I think it would be alright if I was 24. Twenty four is a good age. Add thirteen years to that and you get what they call in Japan, ‘stale Christmas cake’ – something past its prime that nobody wants.

That’s the biggest thought I had in mind during the whole decision-making process. I was trying to figure out whether having some sort of relationship (even if I was only 50% happy) was better than the option of having no relationship. Ever. Again.

And I still cringe inside when I keep reminding myself that I’ll be ‘okay’ because someone, somewhere should find me attractive/like me/want to form a relationship with me.

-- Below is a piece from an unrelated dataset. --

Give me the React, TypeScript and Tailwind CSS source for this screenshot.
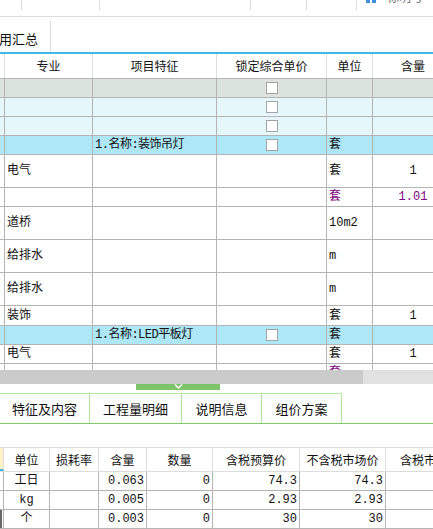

Yeah…me and my confidence levels…I’ve got to start being happen in my own skin, right?

So the question is, have I gone vanilla?

I’m not exactly sure what all the labels mean anymore but I do want a relationship with a side of play. I still have buttons that need to be pushed.

Do I want to be a slave? Probably not. There’s only one way that I would be able to get into the headspace required for that and that is to be kept. I don’t seem to have much luck in that area, so I’ve started getting realistic and thinking that I’ve got to stop waiting/expecting to be looked after.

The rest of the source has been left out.